By DENNIS WASZAK Jr.
NEW YORK — As the New York Jets began their salary-cap purge Tuesday, they still faced their two most difficult offseason decisions: What to do with Mark Sanchez and Tim Tebow.
The Jets cleared about $31 million in salary cap space by cutting veteran linebackers Bart Scott and Calvin Pace and three other players. Safety Eric Smith, backup offensive lineman Jason Smith, and tight end Josh Baker also were released Tuesday. The moves were expected because New York entered the offseason more than $20 million over the cap for the 2013 season.
They were the first significant personnel decisions made by new general manager John Idzik, who was hired to replace the fired Mike Tannenbaum last month.
Idzik will be plenty busy this offseason. The Jets are hamstrung by the contract of starting quarterback Sanchez, who is coming off a miserable season but is guaranteed $8.25 million next season. He would cost the Jets a $17.1 million cap hit if they cut him.
So Sanchez will almost certainly be back, unless the Jets can trade him. If Sanchez returns, he will likely have to compete for the starting job, and the Jets will be in the market for a quarterback in free agency or the draft.

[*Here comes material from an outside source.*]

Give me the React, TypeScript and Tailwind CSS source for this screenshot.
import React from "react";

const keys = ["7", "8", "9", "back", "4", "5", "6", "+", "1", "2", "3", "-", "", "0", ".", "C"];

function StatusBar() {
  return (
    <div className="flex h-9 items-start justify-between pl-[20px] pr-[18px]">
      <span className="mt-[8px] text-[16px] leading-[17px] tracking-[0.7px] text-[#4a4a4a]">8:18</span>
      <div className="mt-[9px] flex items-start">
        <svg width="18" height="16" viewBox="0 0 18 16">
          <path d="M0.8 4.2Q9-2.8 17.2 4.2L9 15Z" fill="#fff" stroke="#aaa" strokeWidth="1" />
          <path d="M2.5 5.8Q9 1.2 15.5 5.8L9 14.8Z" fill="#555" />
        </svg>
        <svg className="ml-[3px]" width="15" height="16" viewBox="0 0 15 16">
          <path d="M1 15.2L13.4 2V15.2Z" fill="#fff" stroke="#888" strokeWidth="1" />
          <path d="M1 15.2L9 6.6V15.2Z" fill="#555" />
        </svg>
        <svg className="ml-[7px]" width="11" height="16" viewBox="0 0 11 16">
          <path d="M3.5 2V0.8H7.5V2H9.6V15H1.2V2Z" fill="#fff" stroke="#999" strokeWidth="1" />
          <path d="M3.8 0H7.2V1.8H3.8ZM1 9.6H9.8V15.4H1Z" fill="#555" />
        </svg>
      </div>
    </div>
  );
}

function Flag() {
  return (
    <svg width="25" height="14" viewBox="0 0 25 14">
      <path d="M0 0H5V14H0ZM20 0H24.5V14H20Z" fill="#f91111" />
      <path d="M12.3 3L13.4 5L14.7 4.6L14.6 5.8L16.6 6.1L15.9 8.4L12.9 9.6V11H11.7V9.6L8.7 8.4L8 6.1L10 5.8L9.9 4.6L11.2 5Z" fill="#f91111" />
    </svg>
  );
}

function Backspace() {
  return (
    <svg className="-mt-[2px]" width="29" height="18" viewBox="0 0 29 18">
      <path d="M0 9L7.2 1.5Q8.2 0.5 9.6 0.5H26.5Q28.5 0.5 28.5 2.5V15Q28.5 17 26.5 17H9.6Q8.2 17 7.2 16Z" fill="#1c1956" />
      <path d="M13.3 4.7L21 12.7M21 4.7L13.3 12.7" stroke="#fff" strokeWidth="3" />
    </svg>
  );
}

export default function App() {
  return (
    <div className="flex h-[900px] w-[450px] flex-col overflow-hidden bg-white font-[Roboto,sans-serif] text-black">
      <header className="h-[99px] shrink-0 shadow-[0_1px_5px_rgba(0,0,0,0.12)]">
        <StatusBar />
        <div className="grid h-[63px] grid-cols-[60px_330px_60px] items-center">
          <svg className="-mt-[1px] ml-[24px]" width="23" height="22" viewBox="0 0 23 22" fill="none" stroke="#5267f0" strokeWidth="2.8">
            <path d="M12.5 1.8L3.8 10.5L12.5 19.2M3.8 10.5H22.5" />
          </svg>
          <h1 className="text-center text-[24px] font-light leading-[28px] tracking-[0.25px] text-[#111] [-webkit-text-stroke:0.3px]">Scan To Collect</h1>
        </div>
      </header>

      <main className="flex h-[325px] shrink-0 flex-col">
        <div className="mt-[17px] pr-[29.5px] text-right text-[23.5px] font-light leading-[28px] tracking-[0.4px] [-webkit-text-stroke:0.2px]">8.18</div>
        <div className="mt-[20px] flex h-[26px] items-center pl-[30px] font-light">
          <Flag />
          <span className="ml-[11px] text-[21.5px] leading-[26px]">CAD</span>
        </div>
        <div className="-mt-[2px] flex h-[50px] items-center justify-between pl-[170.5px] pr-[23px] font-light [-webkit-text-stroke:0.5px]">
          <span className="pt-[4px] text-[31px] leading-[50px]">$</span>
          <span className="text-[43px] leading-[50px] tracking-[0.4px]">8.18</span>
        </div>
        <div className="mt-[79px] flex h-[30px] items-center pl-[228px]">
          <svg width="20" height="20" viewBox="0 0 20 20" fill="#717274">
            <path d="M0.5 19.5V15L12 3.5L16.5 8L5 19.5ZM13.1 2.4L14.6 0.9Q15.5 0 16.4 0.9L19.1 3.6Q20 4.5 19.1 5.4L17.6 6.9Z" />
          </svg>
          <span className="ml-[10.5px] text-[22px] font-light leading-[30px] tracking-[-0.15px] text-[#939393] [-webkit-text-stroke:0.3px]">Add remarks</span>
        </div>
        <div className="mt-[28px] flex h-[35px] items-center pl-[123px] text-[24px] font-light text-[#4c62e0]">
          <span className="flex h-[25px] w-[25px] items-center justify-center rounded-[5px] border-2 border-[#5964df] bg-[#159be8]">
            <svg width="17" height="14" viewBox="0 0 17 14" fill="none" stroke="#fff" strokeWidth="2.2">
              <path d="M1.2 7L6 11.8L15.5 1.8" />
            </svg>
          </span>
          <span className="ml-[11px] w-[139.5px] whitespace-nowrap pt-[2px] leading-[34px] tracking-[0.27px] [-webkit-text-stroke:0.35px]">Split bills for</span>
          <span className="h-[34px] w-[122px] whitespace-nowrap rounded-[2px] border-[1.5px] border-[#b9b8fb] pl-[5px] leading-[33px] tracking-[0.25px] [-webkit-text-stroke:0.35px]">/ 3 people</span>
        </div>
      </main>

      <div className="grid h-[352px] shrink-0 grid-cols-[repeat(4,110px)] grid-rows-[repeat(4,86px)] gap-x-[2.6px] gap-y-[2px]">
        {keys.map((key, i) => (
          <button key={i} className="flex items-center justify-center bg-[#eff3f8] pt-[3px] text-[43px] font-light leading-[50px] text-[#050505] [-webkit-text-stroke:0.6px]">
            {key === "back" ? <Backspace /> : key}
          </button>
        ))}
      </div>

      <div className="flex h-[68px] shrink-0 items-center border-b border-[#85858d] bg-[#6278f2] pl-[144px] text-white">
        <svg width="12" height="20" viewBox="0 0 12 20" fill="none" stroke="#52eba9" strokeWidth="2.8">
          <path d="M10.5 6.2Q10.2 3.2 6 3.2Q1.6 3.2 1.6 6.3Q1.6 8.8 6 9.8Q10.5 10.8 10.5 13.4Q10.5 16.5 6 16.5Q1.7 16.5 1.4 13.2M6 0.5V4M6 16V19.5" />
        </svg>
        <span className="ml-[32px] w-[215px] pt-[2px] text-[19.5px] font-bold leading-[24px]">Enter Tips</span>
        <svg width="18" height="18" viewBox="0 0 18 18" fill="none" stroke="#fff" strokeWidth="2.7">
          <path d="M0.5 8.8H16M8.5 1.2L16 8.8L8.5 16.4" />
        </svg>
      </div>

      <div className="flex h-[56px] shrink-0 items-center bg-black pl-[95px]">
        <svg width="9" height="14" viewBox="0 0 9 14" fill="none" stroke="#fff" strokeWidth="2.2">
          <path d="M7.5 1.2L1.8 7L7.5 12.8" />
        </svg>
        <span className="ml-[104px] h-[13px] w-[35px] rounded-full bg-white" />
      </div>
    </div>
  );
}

Tebow, who barely played after being acquired from Denver in a trade last year, is expected to be released soon. The Jets advertised Tebow as a do-everything addition to their offense, but he rarely was asked to do anything by coach Rex Ryan and offensive coordinator Tony Sparano, who since has been fired by Ryan.

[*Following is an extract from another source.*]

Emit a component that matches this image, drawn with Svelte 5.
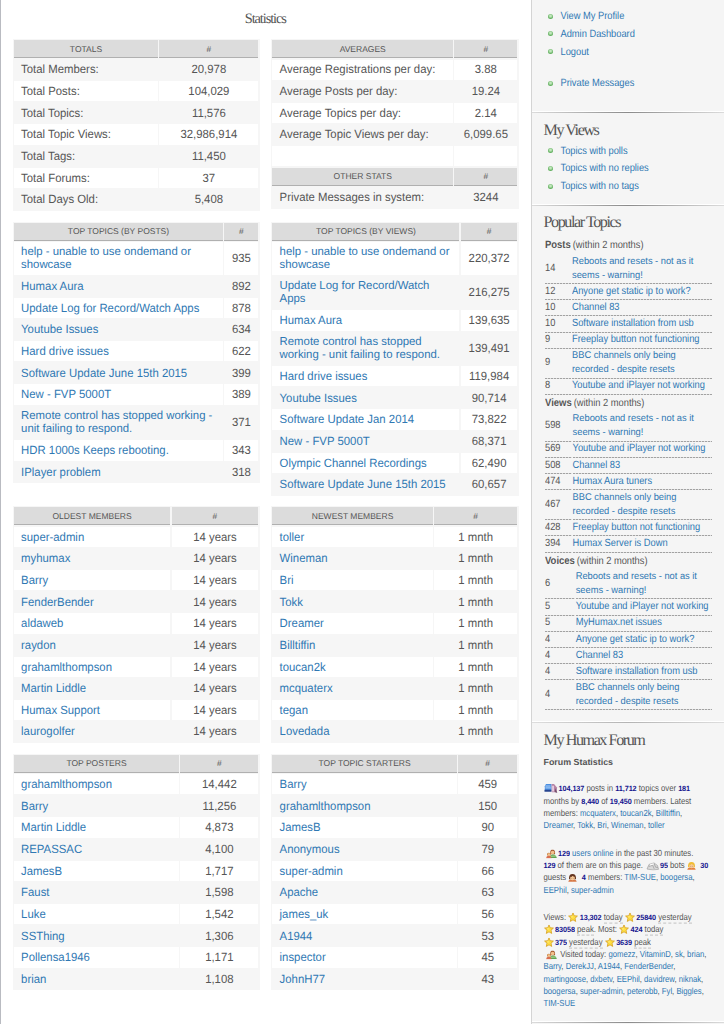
<script>
  const section = (title, split, rows, opts = {}) => ({ title, split, rows, ...opts });
  const row = (label, value) => ({ label, value });
  const pairs = (names, values) => names.map((n, i) => row(n, Array.isArray(values) ? values[i] : values));

  const tables = [
    section('TOTALS', 144, [
      row('Total Members:', '20,978'), row('Total Posts:', '104,029'), row('Total Topics:', '11,576'),
      row('Total Topic Views:', '32,986,914'), row('Total Tags:', '11,450'), row('Total Forums:', '37'),
      row('Total Days Old:', '5,408')
    ], { plain: true, odd: true }),
    section('AVERAGES', 180.5, [
      row('Average Registrations per day:', '3.88'), row('Average Posts per day:', '19.24'),
      row('Average Topics per day:', '2.14'), row('Average Topic Views per day:', '6,099.65'), row('', ''),
      { head: 'OTHER STATS' }, row('Private Messages in system:', '3244')
    ], { plain: true, other: true }),
    section('TOP TOPICS (BY POSTS)', 209, [
      row('help - unable to use ondemand or\nshowcase', '935'), row('Humax Aura', '892'),
      row('Update Log for Record/Watch Apps', '878'), row('Youtube Issues', '634'), row('Hard drive issues', '622'),
      row('Software Update June 15th 2015', '399'), row('New - FVP 5000T', '389'),
      row('Remote control has stopped working -\nunit failing to respond.', '371'),
      row('HDR 1000s Keeps rebooting.', '343'), row('IPlayer problem', '318')
    ]),
    section('TOP TOPICS (BY VIEWS)', 187, [
      row('help - unable to use ondemand or\nshowcase', '220,372'), row('Update Log for Record/Watch\nApps', '216,275'),
      row('Humax Aura', '139,635'), row('Remote control has stopped\nworking - unit failing to respond.', '139,491'),
      row('Hard drive issues', '119,984'), row('Youtube Issues', '90,714'), row('Software Update Jan 2014', '73,822'),
      row('New - FVP 5000T', '68,371'), row('Olympic Channel Recordings', '62,490'),
      row('Software Update June 15th 2015', '60,657')
    ]),
    section('OLDEST MEMBERS', 156.2, pairs(['super-admin', 'myhumax', 'Barry', 'FenderBender', 'aldaweb', 'raydon', 'grahamlthompson', 'Martin Liddle', 'Humax Support', 'laurogolfer'], '14 years')),
    section('NEWEST MEMBERS', 160.2, pairs(['toller', 'Wineman', 'Bri', 'Tokk', 'Dreamer', 'Billtiffin', 'toucan2k', 'mcquaterx', 'tegan', 'Lovedada'], '1 mnth')),
    section('TOP POSTERS', 165, pairs(['grahamlthompson', 'Barry', 'Martin Liddle', 'REPASSAC', 'JamesB', 'Faust', 'Luke', 'SSThing', 'Pollensa1946', 'brian'],
      ['14,442', '11,256', '4,873', '4,100', '1,717', '1,598', '1,542', '1,306', '1,171', '1,108'])),
    section('TOP TOPIC STARTERS', 184.2, pairs(['Barry', 'grahamlthompson', 'JamesB', 'Anonymous', 'super-admin', 'Apache', 'james_uk', 'A1944', 'inspector', 'JohnH77'],
      ['459', '150', '90', '79', '66', '63', '56', '53', '45', '43']))
  ];

  const reboots = 'Reboots and resets - not as it\nseems - warning!';
  const bbc = 'BBC channels only being\nrecorded - despite resets';
  const popular = [
    { name: 'Posts', split: 26, rows: [['14', reboots], ['12', 'Anyone get static ip to work?'], ['10', 'Channel 83'], ['10', 'Software installation from usb'], ['9', 'Freeplay button not functioning'], ['9', bbc], ['8', 'Youtube and iPlayer not working']] },
    { name: 'Views', split: 26.6, rows: [['598', reboots], ['569', 'Youtube and iPlayer not working'], ['508', 'Channel 83'], ['474', 'Humax Aura tuners'], ['467', bbc], ['428', 'Freeplay button not functioning'], ['394', 'Humax Server is Down']] },
    { name: 'Voices', split: 29.7, rows: [['6', reboots], ['5', 'Youtube and iPlayer not working'], ['5', 'MyHumax.net issues'], ['4', 'Anyone get static ip to work?'], ['4', 'Channel 83'], ['4', 'Software installation from usb'], ['4', bbc]] }
  ];
</script>

{#snippet people(names, end = '')}
  {#each names as n, i}<a>{n}</a>{i < names.length - 1 ? ', ' : end}{/each}
{/snippet}

{#snippet star()}
  <svg class="ico star" viewBox="0 0 10 10" preserveAspectRatio="none"><path d="M5 .7 6.2 3.5 9.4 3.8 7 5.9 7.7 9.1 5 7.5 2.3 9.1 3 5.9.6 3.8 3.8 3.5Z" fill="#ffdf42" stroke="#d9a62c" stroke-width=".9" stroke-linejoin="round" /><path d="M5 2.5 4.4 4.2 2.7 4.5 4.3 5.3Z" fill="#fff6bd" /></svg>
{/snippet}

{#snippet person(hair, shirt)}
  <svg class="ico face" viewBox="0 0 10 10" preserveAspectRatio="none"><path d="M.3 9.2Q.5 6.9 3 6.6H7Q9.5 6.9 9.7 9.2Z" fill={shirt} /><path d="M1.1 6.4Q.7 .6 5 .6T8.9 6.4Z" fill={hair} /><ellipse cx="5" cy="4.9" rx="2.7" ry="2.7" fill="#f6c795" /><path d="M2.2 4.1Q4.3 4.2 5.3 2.6 6.1 3.9 7.8 4.1 7.5 1.5 5 1.5T2.2 4.1" fill={hair} /><path d="M4 5V5.5M6 5V5.5" stroke="#67422d" stroke-width=".6" /></svg>
{/snippet}

{#snippet group()}
  <svg class="ico group" viewBox="0 0 11 9" preserveAspectRatio="none"><path d="M4.2 4.7Q3.8 0 6.6.2T9.1 4.7Z" fill="#a75c31" /><circle cx="6.6" cy="3" r="1.8" fill="#f3c28d" /><path d="M3.6 8.5Q4 5 7 5T10.8 8.5Z" fill="#5fa553" /><path d="M1.1 6Q.6 3.2 2.8 3.2T4.9 6Z" fill="#c27937" /><circle cx="3" cy="5" r="1.3" fill="#f3c28d" /><path d="M.1 8.6Q.3 6.2 2.8 6.2T5.6 8.6Z" fill="#d96f50" /><path d="M4.8 6.8 9.8 6.5" stroke="#b1d994" stroke-width="1" /></svg>
{/snippet}

{#snippet heads(title)}
  <div class="tr th"><div>{title}</div><div>#</div></div>
{/snippet}

<div class="page">
  <main>
    <h2>Statistics</h2>
    <div class="stats">
      {#each tables as t}
        <div class="table" class:plain={t.plain} style="--split:{t.split}px">
          {@render heads(t.title)}
          {#each t.rows as r, i}
            {#if r.head}
              {@render heads(r.head)}
            {:else}
              <div class="tr" class:double={r.label.includes('\n')} class:white={t.odd ? i % 2 === 1 : i % 2 === 0 && i < 5 || !t.other && i % 2 === 0}>
                <div class="label">{#if t.plain}<span>{r.label}</span>{:else}<a>{r.label}</a>{/if}</div>
                <div class="num"><span>{r.value}</span></div>
              </div>
            {/if}
          {/each}
        </div>
      {/each}
    </div>
  </main>

  <aside>
    <section class="account">
      <ul>
        <li><a>View My Profile</a></li>
        <li><a>Admin Dashboard</a></li>
        <li class="spaced"><a>Logout</a></li>
        <li><a>Private Messages</a></li>
      </ul>
    </section>
    <section class="views">
      <h3>My Views</h3>
      <ul>
        <li><a>Topics with polls</a></li>
        <li><a>Topics with no replies</a></li>
        <li><a>Topics with no tags</a></li>
      </ul>
    </section>
    <section class="popular">
      <h3>Popular Topics</h3>
      {#each popular as p}
        <div class="pop" style="--first:{p.split}px">
          <div class="pophead"><b>{p.name}</b><span>(within 2 months)</span></div>
          {#each p.rows as [n, title]}
            <div class="poprow" class:two={title.includes('\n')}>
              <div><span>{n}</span></div><div><a>{title}</a></div>
            </div>
          {/each}
        </div>
      {/each}
    </section>
    <section class="forum">
      <h3>My Humax Forum</h3>
      <h4>Forum Statistics</h4>
      <div class="block">
        <p><svg class="ico posts" viewBox="0 0 14 10" preserveAspectRatio="none"><path d="M2 .8H7.5V7H.8V3Z" fill="#4a8ee0" /><path d="M1.4 2.7H6.5M1.4 4.5H6.8" stroke="#c6e2ff" stroke-width=".8" /><path d="M.5 6.2H7.5V8.3H.5Z" fill="#27458f" /><path d="M7.6 .8H10L13 4V8.8H7.8Z" fill="#b785a6" /><path d="M8.3 2.5H9.8V8H8.3Z" fill="#f3dceb" /><path d="M11 4.5 13.4 9.4 10.8 8.5Z" fill="#72536f" /></svg><b>104,137</b> posts in <b>11,712</b> topics over <b>181</b></p>
        <p>months by <b>8,440</b> of <b>19,450</b> members. Latest</p>
        <p>members: {@render people(['mcquaterx', 'toucan2k', 'Billtiffin'], ',')}</p>
        <p>{@render people(['Dreamer', 'Tokk', 'Bri', 'Wineman', 'toller'])}</p>
      </div>
      <div class="block">
        <p>{@render group()}<b>129</b> <a>users online</a> in the past 30 minutes.</p>
        <p><b>129</b> of them are on this page. <svg class="ico bots" viewBox="0 0 13 9" preserveAspectRatio="none"><path d="M1 7.5 3 3 8 1.5 11.5 4 12.5 7.8 7 8.5Z" fill="#dadada" stroke="#a4a4a4" stroke-width=".7" /><path d="M2.8 5 6.7 3.8 8.2 7.3M8 2 9.6 5.7 12 6" fill="none" stroke="#999" stroke-width=".7" /><path d="M4 3.6 7.7 2.4" stroke="#fff" /></svg><b>95</b> bots {@render person('#f0bd36', '#e47e3d')}<b class="gap">30</b></p>
        <p>guests {@render person('#63351f', '#d77846')}<b class="gap">4</b> members: {@render people(['TIM-SUE', 'boogersa'], ',')}</p>
        <p>{@render people(['EEPhil', 'super-admin'])}</p>
      </div>
      <div class="block">
        <p>Views: {@render star()}<b>13,302</b> <u>today</u> {@render star()}<b>25840</b> <u>yesterday</u></p>
        <p>{@render star()}<b>83058</b> <u>peak</u>. Most: {@render star()}<b>424</b> <u>today</u></p>
        <p>{@render star()}<b>375</b> <u>yesterday</u> {@render star()}<b>3639</b> <u>peak</u></p>
        <p>{@render group()} Visited today: {@render people(['gomezz', 'VitaminD', 'sk', 'brian'], ',')}</p>
        <p>{@render people(['Barry', 'DerekJJ', 'A1944', 'FenderBender'], ',')}</p>
        <p>{@render people(['martingoose', 'dxbetv', 'EEPhil', 'davidrew', 'niknak'], ',')}</p>
        <p>{@render people(['boogersa', 'super-admin', 'peterobb', 'Fyl', 'Biggles'], ',')}</p>
        <p><a>TIM-SUE</a></p>
      </div>
    </section>
  </aside>
</div>

<style>
  :global(body) { margin: 0; background: #fff; overflow: hidden; }
  * { box-sizing: border-box; }
  .page {
    display: flex; width: 724px; height: 1024px; overflow: hidden;
    border-left: 1px solid #b9bbc1; color: #555;
    font-family: "Liberation Sans", Arial, sans-serif; text-rendering: geometricPrecision;
  }
  a { color: #2f78b3; text-decoration: none; }
  h2, h3, h4, p, ul { margin: 0; padding: 0; font-weight: normal; }
  main { width: 530px; flex: none; }
  h2 { height: 39px; padding-right: 1.5px; line-height: 38.4px; text-align: center; font-family: "Liberation Serif", "Times New Roman", serif; font-size: 14.4px; letter-spacing: -1.1px; }
  .stats {
    display: grid; grid-template-columns: 247px 247.5px; column-gap: 11.5px;
    grid-template-rows: 182.6px 284.6px 247.4px 240px; align-items: start; padding-left: 11.7px;
  }
  .table { display: flex; flex-direction: column; gap: 1.35px; padding: 1.3px; background: #f6f6f6; font-size: 11.37px; }
  .tr { display: grid; grid-template-columns: var(--split) 1fr; gap: 1.35px; height: 20.3px; line-height: 12.4px; }
  .tr > div { display: flex; align-items: center; }
  .tr .label { padding-left: 7.1px; white-space: pre; }
  .tr .num { justify-content: center; }
  .label > *, .num > * { transform: translateY(.5px) scaleY(1.05); }
  .double .label > * { transform: translateY(.5px) scaleY(1.02); }
  .white > div { background: #fff; }
  .double { height: 32.8px; }
  .th { height: 17.9px; font-size: 8.5px; }
  .th > div { justify-content: center; background: #dcdcdc; border-bottom: 1px solid #b0b0b0; white-space: nowrap; }

  aside { flex: 1; background: #f5f5f5; border-left: 1px solid #d4d4d4; font-size: 9.33px; letter-spacing: -.02px; white-space: nowrap; }
  section { padding: 0 12px 0 11.5px; border-bottom: 1px solid; border-image: linear-gradient(90deg, #dcdcdc, #8b8b8b 50%, #dcdcdc) 1; box-shadow: inset 0 -1px #fff; }
  h3 { font-family: "Liberation Serif", "Times New Roman", serif; font-size: 16.2px; letter-spacing: -1.46px; line-height: 20px; }
  ul { list-style: none; }
  li { display: flex; align-items: center; height: 17.7px; padding-left: 4.5px; }
  li::before { content: ""; width: 5px; height: 5px; margin-right: 7.5px; border-radius: 50%; background: radial-gradient(circle at 50% 40%, #c2e8bd 0 20%, #5fae5c 65%); }
  li a, .pophead > *, .poprow span, .poprow a { transform: scaleY(1.12); }
  .poprow.two a { transform: scaleY(1.05); }
  .spaced { margin-bottom: 14px; }
  .account { height: 113px; padding-top: 7.3px; }
  .views { height: 93px; padding-top: 6.5px; }
  .views ul { padding-top: 2.4px; }
  .popular { height: 517px; padding-top: 6.3px; border-image: linear-gradient(90deg, #dedede, #b4b4b4 50%, #dedede) 1; }
  .popular h3 { margin-bottom: 4.9px; }
  .pop { width: 167px; margin-left: 1.5px; }
  .pophead { display: flex; height: 16.8px; line-height: 17.4px; }
  .pophead b { margin-right: 2px; font-size: 9.5px; }
  .poprow { display: grid; grid-template-columns: var(--first) 1fr; column-gap: 1px; height: 16.2px; line-height: 13.8px; }
  .poprow > div {
    display: flex; align-items: center; padding-bottom: 1px; white-space: pre;
    background: repeating-linear-gradient(90deg, #a2a2a2 0 2px, #dedede 2px 3px) bottom / 100% 1px no-repeat;
  }
  .poprow.two { height: 30px; }

  .forum { height: 300px; padding-top: 6.7px; font-size: 7.75px; letter-spacing: -.02px; }
  h4 { height: 24px; line-height: 24px; font-size: 8.9px; font-weight: bold; letter-spacing: 0; }
  .block { margin-top: 9.5px; padding-bottom: 6px; }
  .block + .block { margin-top: 9px; }
  p { height: 12.35px; line-height: 12.35px; transform: scaleY(1.14); }
  p b { display: inline-block; transform: scaleY(.9); color: #16168f; font-size: 7.3px; letter-spacing: -.08px; }
  u { text-decoration: none; border-bottom: 1px dashed #ccc; }
  .ico { display: inline-block; vertical-align: -1.5px; }
  .posts { width: 14px; height: 9px; margin-right: 1px; }
  .star { width: 10px; height: 8.8px; margin: 0 1.5px 0 0; }
  .face { width: 9px; height: 8px; }
  .group { width: 11px; height: 8px; margin: 0 1px 0 2.5px; }
  .bots { width: 13px; height: 8px; margin: 0 1px; }
  .gap { margin-left: 4.5px; }
</style>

Ryan praised the players released, particularly Scott, Pace and Eric Smith, who at various times were integral parts of a strong defense that slumped the last two years.
“Every one of these players was a major contributor to our football team,” Ryan said. “I was very impressed with Jason this past season, while Bart, Calvin and Eric have been an instrumental part of our defense for the past four years. “
Scott, one of Ryan’s favorite players and one of the league’s top trash talkers, has been slowed by injuries and had surgery in the offseason to repair torn ligaments in his right big toe. The 32-year-old linebacker had just 60 tackles last year and saw his streak of 119 consecutive games end because of the toe injury.
Scott was due to make $6.9 million next season, and saves the Jets $7.1 million on the cap with his release. There’s a chance Scott could come back at a lesser salary, but Demario Davis, the team’s third-round draft pick out of Arkansas State last year, is expected to slide into Scott’s inside linebacker role opposite David Harris.
Scott spent his first seven NFL seasons in Baltimore along with Ryan, and followed the coach to New York when Ryan was hired in 2009. Scott signed a six-year, $48 million contract, and was a playmaker in his first two seasons with New York, helping the Jets reach consecutive AFC championship games.
But he slowed on the field the last few seasons, and had issues off the field. When the team was cleaning out its lockers following the regular-season finale in 2011, Scott made an obscene gesture in front of a cameraman and was fined $10,000 by the team. He also criticized fans for being harsh on the team by telling the Daily News that they were probably “picked last in dodgeball all through high school.” He also told Newsday that they probably couldn’t make it through “a high school practice.”
Pace, a 2003 first-round pick by Arizona, spent his first five seasons with the Cardinals before signing a six-year deal with the Jets in 2008. He had seven sacks in his first season in New York, and eight the following year, but never became the dominant pass rusher the Jets envisioned.
He struggled with various injuries and his role changed at times, limiting him to 13 sacks — including just three last season — in the last three years. The 32-year-old Pace has 42 career sacks, and played mostly at outside linebacker for the Jets.
Bryan Thomas, the team’s other starting outside linebacker, is also a free agent and might not be re-signed.
Jason Smith was acquired from St. Louis shortly before the season opener when the Rams and Jets swapped struggling right tackles. New York sent Wayne Hunter to the Rams.
Smith, the No. 2 overall pick in 2009, was a backup all season to Austin Howard. He came in as an extra blocker or as a jumbo tight end, and his release — because of a roster bonus of $11.25 million due to him — was expected. He saves the Jets $12 million in salary cap space.
Smith’s career was plagued by concussion problems and ineffectiveness with the Rams. He was limited to only 29 games in his three seasons in St. Louis, but played in all 16 games in New York.
Eric Smith has been with the Jets since 2006, when they drafted him in the third round. He was an occasional starter at safety, including 14 games in 2011, and also was a special teams standout.
Releasing the hard-hitting Smith saves $3.5 million.
Baker played for the Jets in 2011, making three receptions. He went on injured reserve after injuring his right knee last August and did not play in 2012.
The Jets have 12 players scheduled to become unrestricted free agents next month, including safeties LaRon Landry and Yeremiah Bell, running back Shonn Greene, tight end Dustin Keller, wide receiver Braylon Edwards, defensive lineman Mike DeVito and offensive linemen Brandon Moore and Matt Slauson.